Anytime Cooperative Implicit Hitting Set Solving
This work addresses optimization in constraint satisfaction for researchers and practitioners, but it is incremental as it builds on existing Implicit Hitting Set methods.
The paper tackled the problem of improving anytime performance in solving Weighted CSP by combining lower-bound and upper-bound Implicit Hitting Set approaches in a multithreaded architecture, resulting in an algorithm (HS-lub) that consistently outperforms the individual components and sometimes beats the state-of-the-art Toulbar2 on benchmarks.
The Implicit Hitting Set (HS) approach has shown to be very effective for MaxSAT, Pseudo-boolean optimization and other boolean frameworks. Very recently, it has also shown its potential in the very similar Weighted CSP framework by means of the so-called cost-function merging.
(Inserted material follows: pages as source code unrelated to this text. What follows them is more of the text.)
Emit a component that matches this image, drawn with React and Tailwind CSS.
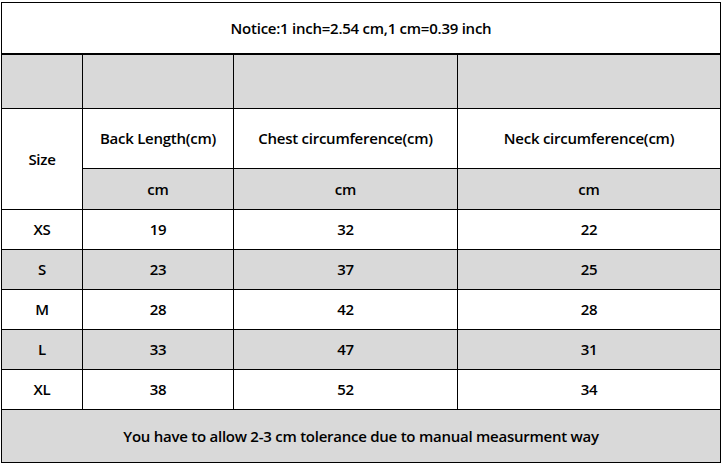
import React from "react";

const rows = [
  ["XS", "19", "32", "22"],
  ["S", "23", "37", "25"],
  ["M", "28", "42", "28"],
  ["L", "33", "47", "31"],
  ["XL", "38", "52", "34"],
];

function Cell({ children, grey, className = "" }) {
  return (
    <div className={`flex items-center justify-center ${grey ? "bg-[#d9d9d9]" : "bg-white"} ${className}`}>
      {children}
    </div>
  );
}

export default function App() {
  return (
    <div className="w-[723px] h-[465px] bg-white pt-[2px] pl-[1px] text-black text-[15px] font-semibold tracking-[-0.25px]" style={{ fontFamily: '"Open Sans", "Noto Sans", sans-serif' }}>
      <div className="w-[720px] border border-black">
        <div className="h-[52px] flex items-center justify-center border-b-2 border-black">
          Notice:1 inch=2.54 cm,1 cm=0.39 inch
        </div>
        <div className="grid grid-cols-[80px_150px_223px_262px] grid-rows-[53px_59px_40px_39px_39px_39px_39px_39px_52px] gap-px bg-black">
          <Cell grey />
          <Cell grey />
          <Cell grey />
          <Cell grey />

          <Cell className="row-span-2">Size</Cell>
          <Cell>Back Length(cm)</Cell>
          <Cell>Chest circumference(cm)</Cell>
          <Cell>Neck circumference(cm)</Cell>

          <Cell grey>cm</Cell>
          <Cell grey>cm</Cell>
          <Cell grey>cm</Cell>

          {rows.map((r, i) => (
            <React.Fragment key={r[0]}>
              {r.map((v, j) => (
                <Cell key={j} grey={i % 2 === 1}>{v}</Cell>
              ))}
            </React.Fragment>
          ))}

          <Cell grey className="col-span-4">
            You have to allow 2-3 cm tolerance due to manual measurment way
          </Cell>
        </div>
      </div>
    </div>
  );
}
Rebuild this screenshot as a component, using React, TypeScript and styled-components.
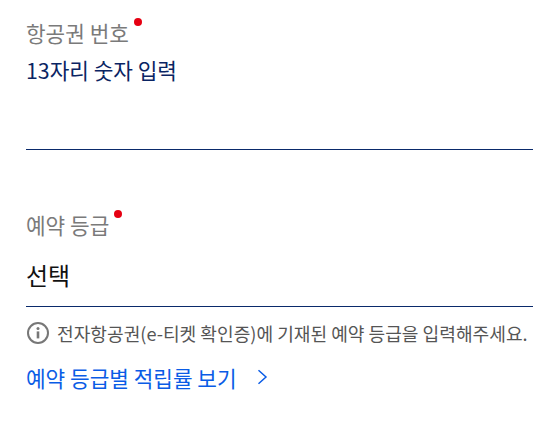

The original formulation of the HS approach focuses on obtaining increasingly better lower bounds (HS-lb). However, and as shown for Pseudo-Boolean Optimization, this approach can also be adapted to compute increasingly better upper bounds (HS-ub). In this paper we consider both HS approaches and show how they can be easily combined in a multithread architecture where cores discovered by either component are available by the other which, interestingly, generates synergy between them. We show that the resulting algorithm (HS-lub) is consistently superior to either HS-lb and HS-ub in isolation. Most importantly, HS-lub has an effective anytime behaviour with which the optimality gap is reduced during the execution. We tested our approach on the Weighted CSP framework and show on three different benchmarks that our very simple implementation sometimes outperforms the parallel hybrid best-first search implementation of the far more developed state-of-the-art Toulbar2.